Anastasia At Your Service

Title: Anastasia At Your Service
Author: Lois Lowry
ISBN: 0395328659

Other Books in Series: Anastasia Krupnik; Anastasia Again!; Anastasia, Ask Your Analyst; Anastasia on her Own; Anastasia Has the Answers; Anastasia's Chosen Career; Anastasia at This Address; Anastasia Absolutely.

Plot Summary: Anastasia is bored, lonely, and short on funds. Her best friend, Steve, has left for the summer, and she is stuck at home in Boston with her professor father, her artist mother, her little brother Sam, and an allowance of two dollars per week. She gets a summer job working for a rich older woman, thinking she will be her companion, but ends up performing mainly domestic work. When she accidentally destroys a piece of the woman's silver and has to pay for it out of her wages, Anastasia finds that the job she applied for and the job she has now are two entirely different things.


Critical Evaluation: Though writing for middle-school aged readers, Lois Lowry does not condescend either to them or to her protagonist. Anastasia's parents never mock or ridicule her, respecting her ideas and opinions while at the same time providing a family life with reasonable amounts of structure and discipline. Although no genuinely momentous events take place in the course of this book, we feel at the end that the protagonist has truly grown and learned from her experiences.

Reader's Annotation: Anastasia is a young girl with intellectual parents and a precocious younger brother, at home for the summer in the suburbs of Boston with no friends around, nothing to do, and no income. She finds a job working for a wealthy, eccentric old lady, but the job - and the things that can go wrong with it - turns out to be quite different than she expected.

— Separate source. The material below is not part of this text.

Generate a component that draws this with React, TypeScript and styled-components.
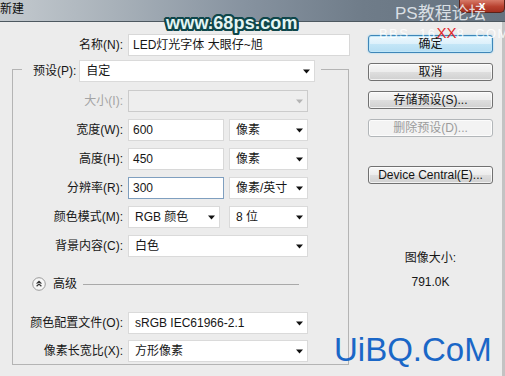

About the Author: Lois Lowry was born Lois Ann Hammersberg in 1937 in Honolulu, Hawaii. She was the second of three children, but her older sister died when they were still young, an event that would later be echoed in Lowry's books A Summer to Die and Number the Stars. Lowry and her family moved frequently from state to state, and sometimes country to country, as a result of her father's and later her husband's military careers. After her children became older, she went back to college to complete her bachelor's degree, and began to write and publish literature for children and young adults. She continued to write and publish through events such as her divorce from her husband, her grown son's death in a plane crash, and relocating to homes in Massachusetts and Maine. She currently lives with her companion, Martin Small, and continues to write and make public appearances.

Genre: Fiction

Curriculum Ties: Social Studies

Booktalking Ideas:

Hook: Anastasia's relationship with Steve Harvey
Approach: Character-based.
Ideas for Booktalk: Considers him a friend, but is there potential for romance? Physical distance of a person who had the potential to introduce her to new friends. Anastasia considers herself to have more "experience with romance" now than she did two years ago, but she is only twelve. Discuss how Steve fits into this.

Hook: "The Habitation of the Great Unwashed."
Approach: Scene-based.
Ideas for Booktalk: Mrs. Bellingham frequently refers to a lower-income apartment building using this term. Anastasia, having no idea of the implications, makes the mistake of repeating it in front of her father, who reminds her of times when their family had little money, but always bathed. Reminds her, in the words of Charles Dickens, to hold her tongue until she knows who the "surplus population" is. New awareness of class issues for a girl previously too young to understand them.

Reading Level/Interest Age: Middle School

Challenge Issues: Classism, mild offensive language.
Mrs. Bellingham has a low opinion of people not from her milieu, and utters classist remarks that Anastasia unwittingly repeats. Anastasia's mother makes reference to her daughter's lack of a bosom, and although not much overtly offensive language is used in the course of the book, the parents clearly speak to their children as future adults. I would argue that both Anastasia and her employer grow and learn as a result of her employment stint, and that Anastasia's parents are more concerned with the intent behind what their children say - and vice versa - than by the actual words.

Why I Chose This Book: I read all of the Anastasia books when younger, and enjoyed reading about Lowry's precocious, unconventional heroine and her eccentric family. This book has always stood out to me among the others in the series as a result of its ability to challenge not only the reader but also the protagonist. Young people who are not exposed to people from other socio-economic classes grow up accepting their family's situation as the norm; the realization that this is not the case often comes as a shock, particularly for middle-class children. Learning to recognize and accept the fact that people come from different backgrounds is a major step in the coming of age process; Anastasia goes through it with her usual quirky aplomb, making this book as entertaining to read as it is enlightening.